Royal Dutch Petroleum

Jet-Net moet jongeren warm maken voor technische studie

Jet-Net. Zo heet het project dat bedrijfsleven, overheid en onderwijsorganisaties starten om scholieren te interesseren voor technische studies. Shell, Akzo Nobel, DSM, Philips en Unilever hebben daartoe vrijdagmiddag een overeenkomst getekend samen met het ministerie van Onderwijs, Cultuur & Wetenschap en een groot aantal andere organisaties. Het vijfjarige project gaat op 1 januari a.s. van start.

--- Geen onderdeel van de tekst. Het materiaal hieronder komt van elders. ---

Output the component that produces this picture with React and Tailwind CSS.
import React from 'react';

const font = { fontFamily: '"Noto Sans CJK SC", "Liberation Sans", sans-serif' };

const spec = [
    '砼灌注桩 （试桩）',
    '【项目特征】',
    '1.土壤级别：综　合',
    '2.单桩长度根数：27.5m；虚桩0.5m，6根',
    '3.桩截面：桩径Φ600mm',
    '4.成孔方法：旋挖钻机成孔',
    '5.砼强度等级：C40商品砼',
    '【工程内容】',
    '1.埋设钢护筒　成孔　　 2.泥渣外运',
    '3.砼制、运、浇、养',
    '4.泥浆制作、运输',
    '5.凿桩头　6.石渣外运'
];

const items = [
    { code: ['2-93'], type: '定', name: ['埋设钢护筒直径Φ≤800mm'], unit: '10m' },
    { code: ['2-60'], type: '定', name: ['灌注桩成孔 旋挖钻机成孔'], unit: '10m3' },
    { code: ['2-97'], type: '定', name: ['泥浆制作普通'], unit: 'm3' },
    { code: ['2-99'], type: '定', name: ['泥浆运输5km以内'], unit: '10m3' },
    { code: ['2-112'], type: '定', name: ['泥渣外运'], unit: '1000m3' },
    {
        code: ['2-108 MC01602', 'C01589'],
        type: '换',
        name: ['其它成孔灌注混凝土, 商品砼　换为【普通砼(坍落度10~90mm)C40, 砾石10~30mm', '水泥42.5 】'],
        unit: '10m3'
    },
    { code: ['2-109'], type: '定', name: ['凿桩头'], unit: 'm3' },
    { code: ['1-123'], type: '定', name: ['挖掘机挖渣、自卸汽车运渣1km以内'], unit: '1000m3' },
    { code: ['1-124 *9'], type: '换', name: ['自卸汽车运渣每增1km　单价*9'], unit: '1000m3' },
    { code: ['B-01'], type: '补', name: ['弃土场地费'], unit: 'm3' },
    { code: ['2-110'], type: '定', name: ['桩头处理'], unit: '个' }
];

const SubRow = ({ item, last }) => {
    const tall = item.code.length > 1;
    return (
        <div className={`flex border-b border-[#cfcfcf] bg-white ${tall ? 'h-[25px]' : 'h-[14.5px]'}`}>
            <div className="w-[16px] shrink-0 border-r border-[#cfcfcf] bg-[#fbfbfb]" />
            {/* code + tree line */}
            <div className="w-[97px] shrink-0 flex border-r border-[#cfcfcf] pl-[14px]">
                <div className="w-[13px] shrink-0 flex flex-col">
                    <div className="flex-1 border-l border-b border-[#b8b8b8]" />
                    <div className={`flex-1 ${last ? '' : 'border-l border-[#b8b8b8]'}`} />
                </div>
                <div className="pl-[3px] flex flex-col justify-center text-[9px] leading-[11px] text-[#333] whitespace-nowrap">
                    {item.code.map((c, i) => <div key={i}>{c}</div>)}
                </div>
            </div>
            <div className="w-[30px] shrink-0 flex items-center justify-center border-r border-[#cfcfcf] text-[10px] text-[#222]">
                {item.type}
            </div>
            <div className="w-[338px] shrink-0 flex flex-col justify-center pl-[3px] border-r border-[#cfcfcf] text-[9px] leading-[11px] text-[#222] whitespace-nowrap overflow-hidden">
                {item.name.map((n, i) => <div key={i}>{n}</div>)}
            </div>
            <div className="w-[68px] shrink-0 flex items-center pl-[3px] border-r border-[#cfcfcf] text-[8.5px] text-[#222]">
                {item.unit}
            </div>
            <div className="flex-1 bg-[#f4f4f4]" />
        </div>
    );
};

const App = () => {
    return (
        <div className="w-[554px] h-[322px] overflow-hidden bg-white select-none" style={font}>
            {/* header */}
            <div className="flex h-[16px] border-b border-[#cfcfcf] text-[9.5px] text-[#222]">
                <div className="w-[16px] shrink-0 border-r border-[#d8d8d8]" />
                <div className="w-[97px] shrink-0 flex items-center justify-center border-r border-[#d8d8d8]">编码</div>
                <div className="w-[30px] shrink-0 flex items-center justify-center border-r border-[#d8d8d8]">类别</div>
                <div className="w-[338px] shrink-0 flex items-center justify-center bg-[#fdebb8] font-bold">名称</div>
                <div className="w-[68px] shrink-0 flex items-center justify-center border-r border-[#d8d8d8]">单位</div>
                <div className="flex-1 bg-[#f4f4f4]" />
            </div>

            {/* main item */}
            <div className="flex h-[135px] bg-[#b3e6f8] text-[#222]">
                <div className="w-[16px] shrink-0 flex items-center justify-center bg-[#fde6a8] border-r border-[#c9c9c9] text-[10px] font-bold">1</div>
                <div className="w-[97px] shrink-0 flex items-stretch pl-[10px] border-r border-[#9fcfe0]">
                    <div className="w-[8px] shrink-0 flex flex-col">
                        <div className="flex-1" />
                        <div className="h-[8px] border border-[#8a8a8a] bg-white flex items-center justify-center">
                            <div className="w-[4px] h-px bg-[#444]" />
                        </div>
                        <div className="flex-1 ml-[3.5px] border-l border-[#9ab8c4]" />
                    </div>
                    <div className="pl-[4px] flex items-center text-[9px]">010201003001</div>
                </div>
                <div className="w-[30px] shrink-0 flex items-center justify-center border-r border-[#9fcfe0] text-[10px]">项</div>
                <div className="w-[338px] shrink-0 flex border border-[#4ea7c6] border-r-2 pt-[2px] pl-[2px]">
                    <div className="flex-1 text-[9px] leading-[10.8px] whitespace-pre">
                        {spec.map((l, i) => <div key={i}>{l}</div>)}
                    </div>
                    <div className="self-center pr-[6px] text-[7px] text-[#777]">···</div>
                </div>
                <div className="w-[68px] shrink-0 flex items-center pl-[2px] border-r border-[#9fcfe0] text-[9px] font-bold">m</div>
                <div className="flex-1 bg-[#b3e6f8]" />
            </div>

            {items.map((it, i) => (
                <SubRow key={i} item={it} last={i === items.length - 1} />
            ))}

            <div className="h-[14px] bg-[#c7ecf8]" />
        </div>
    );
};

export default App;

Jet-Net staat voor Jongeren en Technologie Netwerk Nederland. De invulling van het project zal worden bepaald op basis van de behoefte van scholen. Gedacht wordt aan praktijkcases, gastlessen of bedrijfsbezoeken. Het doel is middelbare scholieren voor technologie te interesseren, zodat de instroom van studenten aan technische studies toeneemt. Dat is nodig omdat het aantal jongeren dat kiest voor een technische opleiding steeds verder terugloopt. Zo is op havo- en vwo-scholen het aantal scholieren dat kiest voor het profiel Natuur en Techniek gehalveerd ten opzichte van de oude situatie (voor invoering van de profielen) begin jaren negentig. Er is weliswaar sprake van groei in het profiel Natuur en Gezondheid, maar deze leerlingen kiezen over het algemeen haast geen bèta/technische vervolgstudie. Verder is het aantal studenten dat een technische HBO- of WO-opleiding volgt relatief gedaald sinds 1990.

Zorgwekkend
'Voor hoogwaardig technologische bedrijven als Shell en de andere deelnemende partijen is continue instroom van technisch opgeleide studenten essentieel,' licht Groepsdirecteur Jeroen van der Veer van Shell toe. 'Het afnemende aantal studenten dat kiest voor technische studies is daarom zorgwekkend, zeker wanneer wordt bedacht dat middelbare scholieren - dus potentiële toekomstige techniekstudenten - zich massaal afkeren van de 'harde' technische vakken. Wij willen met Jet-Net laten zien hoe leuk en hoe maatschappelijk relevant techniek is. Het gaat om aantrekkelijk onderwijs, praktijkgericht en aansluitend bij de belevingswereld van jongeren.'

Shell en de vier andere multinationals denken op de behoefte van scholen te kunnen inspelen met bijvoorbeeld gastlessen, bedrijfsbezoeken, het bieden van praktijkervaring aan docenten en beroepsoriëntatie voor leerlingen. Nu al vinden op individuele basis tussen scholen en bedrijven dergelijke vormen van samenwerking plaats. Binnen het Jet-Netproject kan hieraan meer structureel en gecoördineerd vorm worden gegeven. Het is de bedoeling dat deze activiteiten gaan aansluiten bij bestaande initiatieven. Het Jet-Netprojectbureau zorgt voor het delen van good practices, zodat partijen met elkaars bevindingen hun voordeel kunnen doen. Jet-Net gaat primair om de inzet van menskracht. Het project zal bovendien de uitgangspunten van het Convenant Sponsoring voor het primair en voortgezet onderwijs in acht nemen. Dat betekent dat de scholen volledig de zeggenschap behouden over de inrichting van het onderwijs.

Jet-Net is een meerjarige samenwerking tussen ondernemingen, scholen, intermediaire organisaties en overheid. Naast de vijf bedrijven en het ministerie van OCenW zetten ook onderwijsorganisaties, alsmede de Stichting Axis, Stichting Weten, en de ondernemingsorganisaties VNO-NCW, FME-CWM, VNCI en C3 hun handtekening onder de overeenkomst.